The Monetary Policy Committee of CBK in its sitting Wednesday raised the interest rates from 8.25pc to 8.75pc in a bid to ease the rate of inflation which increased to 9.6pc in October from 9.2pc in September.
“The Committee noted the sustained inflationary pressures, the elevated global risks and their potential impact on the domestic economy and concluded that there was scope for a further tightening of the monetary policy in order to anchor inflation expectations,” said Dr. Patrick Njoroge, CBK Governor.
This is the second consecutive sitting the committee has hiked the benchmark rate in a bid to contain the runaway inflation.

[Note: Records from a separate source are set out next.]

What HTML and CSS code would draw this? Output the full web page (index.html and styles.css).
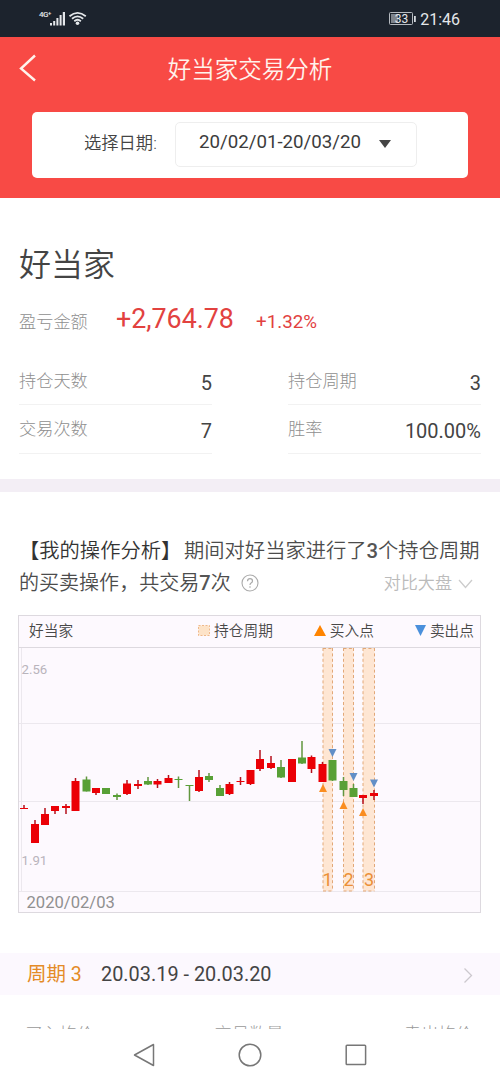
FILE: index.html
```html
<!DOCTYPE html>
<html lang="zh-CN">
<head>
<meta charset="utf-8">
<title>好当家交易分析</title>
<link rel="stylesheet" href="styles.css">
</head>
<body>
<div class="status">
  <div class="signal">
    <span class="net">4G<sup>+</sup></span>
    <svg width="37" height="16" viewBox="0 0 37 16"><g fill="#e4e7ea"><rect x="0" y="12" width="2" height="2.5"/><rect x="3.2" y="10" width="2" height="4.5"/><rect x="6.4" y="7" width="2" height="7.5"/><rect x="9.6" y="4" width="2" height="10.5"/><rect x="12.8" y="1" width="2.2" height="13.5"/><circle cx="27.5" cy="12.3" r="1.8"/></g><g fill="none" stroke="#e4e7ea" stroke-width="1.8"><path d="M19.5 5.2Q27.5-1.4 35.800 5.2"/><path d="M22 7.800Q27.500 3 33.200 7.800"/><path d="M24.300 10.200Q27.500 7.400 30.900 10.200"/></g></svg>
  </div>
  <div class="power">
    <svg width="27" height="14" viewBox="0 0 27 14"><rect x=".5" y=".5" width="23" height="12" rx="1" fill="none" stroke="#b5bac0"/><rect x="2" y="2" width="7" height="9" fill="#7d838b"/><rect x="25" y="4" width="1.8" height="6" fill="#d4d8dc"/><text class="level" x="12.500" y="10.800">33</text></svg>
    <span class="clock">21:46</span>
  </div>
</div>
<header class="header">
  <div class="titlebar">
    <svg class="back" width="18" height="28" viewBox="0 0 18 28"><path d="M16 1.500L2 14.500L16 26.500" fill="none" stroke="#fff3ec" stroke-width="2.400"/></svg>
    <h1>好当家交易分析</h1>
  </div>
  <div class="datecard">
    <span class="datelabel">选择日期:</span>
    <div class="dateselect"><span>20/02/01-20/03/20</span><svg width="12" height="8" viewBox="0 0 12 8"><path d="M0 0H12L6 8Z" fill="#444"/></svg></div>
  </div>
</header>
<section class="summary">
  <h2>好当家</h2>
  <div class="profit"><span class="label">盈亏金额</span><span class="amount">+2,764.78</span><span class="rate">+1.32%</span></div>
  <div class="stats">
    <div class="stat"><span class="label">持仓天数</span><b>5</b></div>
    <div class="stat"><span class="label">持仓周期</span><b>3</b></div>
    <div class="stat"><span class="label">交易次数</span><b>7</b></div>
    <div class="stat"><span class="label">胜率</span><b>100.00%</b></div>
  </div>
</section>
<section class="analysis">
  <div class="line first"><span class="tag">【我的操作分析】</span><span>期间对好当家进行了<em>3</em>个持仓周期</span></div>
  <div class="line second">
    <span>的买卖操作，共交易<em>7</em>次</span>
    <svg class="help" width="18" height="18" viewBox="0 0 18 18"><circle cx="9" cy="9" r="8" fill="none" stroke="#aaa" stroke-width="1.100"/><path d="M6.500 7.200Q6.600 4.700 9 4.700Q11.500 4.700 11.500 6.900Q11.500 8.100 10.100 8.900Q9 9.500 9 11M9 12.300V13.700" fill="none" stroke="#aaa" stroke-width="1.200"/></svg>
    <span class="compare">对比大盘</span>
    <svg class="chevron" width="15" height="10" viewBox="0 0 15 10"><path d="M1 1L7.500 8.500L14 1" fill="none" stroke="#ccc" stroke-width="1.300"/></svg>
  </div>
  <div class="chart">
    <div class="legend">
      <span class="name">好当家</span>
      <span class="item hold"><svg width="12" height="11" viewBox="0 0 12 11"><rect x=".5" y=".5" width="11" height="10" fill="#fde3c8" stroke="#efb98a" stroke-dasharray="2 1.500"/></svg>持仓周期</span>
      <span class="item buy"><svg width="12" height="11" viewBox="0 0 12 11"><path d="M6 0L12 11H0Z" fill="#ff8400"/></svg>买入点</span>
      <span class="item sell"><svg width="11" height="11" viewBox="0 0 11 11"><path d="M0 0H11L5.500 11Z" fill="#4a90dc"/></svg>卖出点</span>
    </div>
    <svg class="plot" width="461" height="265" viewBox="19 648 461 265">
      <g stroke="#ece8ee"><path d="M19 723.500H480M19 801.500H480M19 891.500H480M21.500 648V891"/></g>
      <g fill="#fee6d3"><rect x="323" y="648" width="9.500" height="243"/><rect x="343.500" y="648" width="10" height="243"/><rect x="363" y="648" width="11.500" height="243"/></g>
      <g fill="none" stroke="#e2a878" stroke-dasharray="3 2.400"><path d="M323 648V891M332.500 648V891M343.500 648V891M353.500 648V891M363 648V891M374.500 648V891M323 648.500H332.500M343.500 648.500H353.500M363 648.500H374.500M323 891H332.500M343.500 891H353.500M363 891H374.500"/></g>
      <g id="candles"></g>
      <g fill="#fa8d20"><path d="M323 784L327 792H319ZM343.500 801L347.500 809H339.500ZM363 808L367 816H359Z"/></g>
      <g fill="#628fc7"><path d="M328.500 749H336.500L332.500 757ZM349.500 773H357.500L353.500 781ZM370 779.500H378L374 787.500Z"/></g>
      <g class="period"><text x="327.500" y="886">1</text><text x="348.500" y="886">2</text><text x="369" y="886">3</text></g>
      <g class="price"><text x="21.500" y="673.500">2.56</text><text x="21.500" y="865">1.91</text></g>
      <text class="day" x="26.500" y="908">2020/02/03</text>
    </svg>
  </div>
</section>
<div class="cycle">
  <span class="cyclename">周期 3</span><span class="range">20.03.19 - 20.03.20</span>
  <svg width="10" height="17" viewBox="0 0 10 17"><path d="M1.500 1.500L8.500 8.500L1.500 15.500" fill="none" stroke="#ccc8ce" stroke-width="1.300"/></svg>
</div>
<div class="detail"><span>买入均价</span><span>交易数量</span><span>卖出均价</span></div>
<nav class="nav">
  <svg width="22" height="24" viewBox="0 0 22 24"><path d="M20.500 1.500V22.500L1.500 12Z" fill="none" stroke="#777" stroke-width="1.500" stroke-linejoin="round"/></svg>
  <svg width="24" height="24" viewBox="0 0 24 24"><circle cx="12" cy="12" r="10.800" fill="none" stroke="#777" stroke-width="1.500"/></svg>
  <svg width="22" height="22" viewBox="0 0 22 22"><rect x="1.200" y="1.200" width="19.400" height="19.400" rx=".8" fill="none" stroke="#777" stroke-width="1.500"/></svg>
</nav>
<script src="chart.js"></script>
</body>
</html>
```
FILE: styles.css
```css
* { box-sizing: border-box; }
body { margin: 0; width: 500px; height: 1083px; overflow: hidden; background: #fff; color: #444; font-family: Roboto, "Noto Sans CJK SC", sans-serif; display: flex; flex-direction: column; }
svg { display: block; flex: none; }
h1, h2 { margin: 0; font-weight: 350; }
span, b { white-space: nowrap; }
.status { height: 37px; flex: none; background: #1c232d; display: flex; justify-content: space-between; padding: 11px 40px 0 39px; color: #e4e7ea; }
.signal { display: flex; }
.net { width: 11px; font-size: 8px; line-height: 8px; letter-spacing: -.5px; font-weight: 500; }
.net sup { font-size: 6px; line-height: 0; vertical-align: 2px; }
.power { display: flex; gap: 4px; }
.power svg { margin-top: 1px; }
.level { font-size: 12px; fill: #e4e7ea; text-anchor: middle; }
.clock { font-size: 16px; line-height: 17px; }
.header { height: 161px; flex: none; background: #f84a45; padding: 0 32px; }
.titlebar { height: 75px; display: flex; align-items: flex-start; position: relative; justify-content: center; }
.back { position: absolute; left: -13px; top: 17px; }
h1 { font-size: 23.500px; line-height: 34px; margin-top: 16px; color: #fff3ec; }
.datecard { height: 66px; background: #fff; border-radius: 5px; display: flex; padding: 10px 51px 0 52px; }
.datelabel { font-size: 17.300px; font-weight: 350; line-height: 42px; width: 91px; }
.dateselect { width: 242px; height: 45px; border: 1px solid #eee; border-radius: 5px; display: flex; padding: 0 25px 0 23px; justify-content: space-between; font-size: 18.700px; line-height: 39px; color: #3c3c3c; }
.dateselect svg { margin-top: 17px; }
.summary { height: 294px; flex: none; border-bottom: 13px solid #f3eef5; padding: 43px 19px 0; }
h2 { font-size: 32px; line-height: 48px; }
.profit { display: flex; align-items: baseline; height: 61px; line-height: 61px; }
.label { color: #8f8f8f; font-size: 17.200px; font-weight: 300; }
.profit .label { width: 97px; }
.amount { color: #e2423f; font-size: 26.800px; width: 140px; }
.rate { color: #e2423f; font-size: 18.800px; }
.stats { display: grid; grid-template-columns: 193px 193px; justify-content: space-between; grid-template-rows: 48px 49px; margin-top: 7px; }
.stat { display: flex; justify-content: space-between; border-bottom: 1px solid #f2f2f2; }
.stat b { font-size: 20px; font-weight: 400; line-height: 52px; height: 47px; color: #444; }
.stat .label { line-height: 48px; height: 47px; }
.analysis { height: 459px; flex: none; padding: 43px 19px 0 18px; }
.line { height: 32px; display: flex; font-size: 20.300px; font-weight: 350; line-height: 33px; color: #4c4c4c; padding-left: 1px; }
.second { font-size: 20.050px; }
.line em { font-style: normal; font-weight: 500; color: #555; }
.tag { color: #333; width: 165px; }
.help { margin: 7px 0 0 10px; }
.compare { margin-left: auto; color: #bbb; font-size: 17.100px; }
.chevron { margin: 12px 8px 0 6px; }
.chart { margin-top: 16px; width: 463px; height: 298px; border: 1px solid #ddd9df; background: #fdf9fe; }
.legend { height: 32px; border-bottom: 1px solid #ddd9df; display: flex; font-size: 14.700px; font-weight: 350; line-height: 31px; color: #484848; padding: 0 6px 0 10px; }
.item { display: flex; gap: 4px; }
.item svg { margin-top: 9px; }
.hold { margin-left: auto; }
.buy, .sell { margin-left: 41px; }
.chart .plot { height: 265px; }
.period { font-size: 18px; fill: #eb8f37; text-anchor: middle; }
.price { font-size: 13.200px; fill: #b9b4bc; }
.day { font-size: 16.600px; fill: #909090; }
.cycle { height: 42px; flex: none; background: #fcf8fe; margin-top: 2px; padding: 2px 27px 0; display: flex; align-items: center; line-height: 40px; }
.cyclename { color: #e48b27; font-size: 19.500px; width: 74px; }
.range { font-size: 19.900px; }
.cycle svg { margin-left: auto; }
.detail { height: 34px; flex: none; overflow: hidden; display: flex; justify-content: space-between; padding: 27px 27px 0 25px; color: #999; font-size: 17.300px; font-weight: 300; line-height: 24px; }
.nav { height: 54px; display: flex; align-items: center; justify-content: center; gap: 83px; padding-bottom: 2px; }
```
FILE: chart.js
```js
// Each row: centre x, body top, body bottom, high, low, colour (r = up, g = down)
const rows = [
  [24,808,809,805,809,'r'],[35,824,843,820,843,'r'],[45,814,825,808,825,'r'],[55,806,811,806,814,'r'],
  [66,806,808,804,814,'r'],[75.5,781,811,778,811,'r'],[86.5,779.5,791.5,776.5,791.5,'g'],[96,788,793,788,795,'r'],
  [106,788,794,788,794,'g'],[117,795,797,793.5,800,'g'],[127,783.5,794,780,795,'r'],[138,784,786,780,789,'r'],
  [148,781,784.5,777,785,'g'],[157.5,781,784.5,779,788,'r'],[168.5,778,783,775,783,'r'],[178.5,779,780,776.5,788,'g'],
  [189.5,785,786,785,801,'g'],[199,777,791,770,792,'r'],[209,776,780,773,782,'g'],[220,788,796,785,796,'g'],
  [229.5,784,794,782,795,'r'],[240.5,781,782,777,785,'r'],[250.5,770,784,770,785,'r'],[260,759,769,750,771,'r'],
  [271,763,768,756,769,'r'],[281,767,777.5,760,778,'g'],[292,759,782,759,782,'r'],[302,757.5,763.5,741,764,'g'],
  [311.5,757,769,755.5,773,'r'],[322.5,764,782,762,782,'r'],[332.5,760,780.5,760,781,'g'],[343.5,781,790,777,796,'g'],
  [353.5,788,797,784,797,'g'],[363,795,798,795,804,'r'],[374,793,796,790,800,'r']
];
const paint = { r: ['#eb0006', '#b5101c'], g: ['#58a036', '#62963f'] };
document.getElementById('candles').innerHTML = rows.map(([x, top, bottom, high, low, c]) =>
  `<rect x="${x - 0.75}" y="${high}" width="1.5" height="${low - high}" fill="${paint[c][1]}"/>` +
  `<rect x="${x - 4}" y="${top}" width="8" height="${bottom - top}" fill="${paint[c][0]}"/>`
).join('');
```
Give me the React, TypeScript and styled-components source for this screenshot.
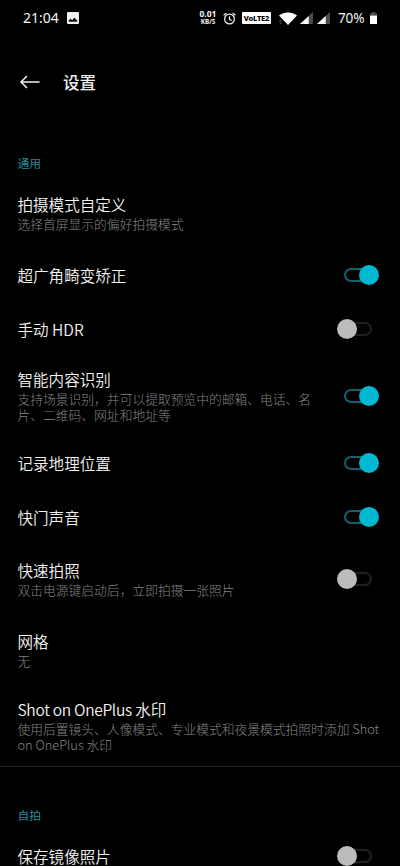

Kenya’s rate of inflation hit a five-year high on account of rising food and fuel prices forcing the MPC to tighten its monetary stance in September.
Food inflation rose to 15.8pc in October from 15.5pc in September, largely due to prices of maize and milk following reduced supply attributed to depressed rains, and edible oils and wheat products due to the impact of international supply chain disruptions.
“Fuel inflation increased to 12.6pc in October from 11.7pc in September, mainly due to scaling down of the fuel subsidy, increases in electricity prices due to higher tariffs, and increases in transport costs,” added Dr. Njoroge.
CBK said domestic economy continues to feel the impact of rapid tightening of monetary policy in advanced economies particularly the U.S, ongoing war in Ukraine, and the lingering pandemic-related disruptions particularly in China.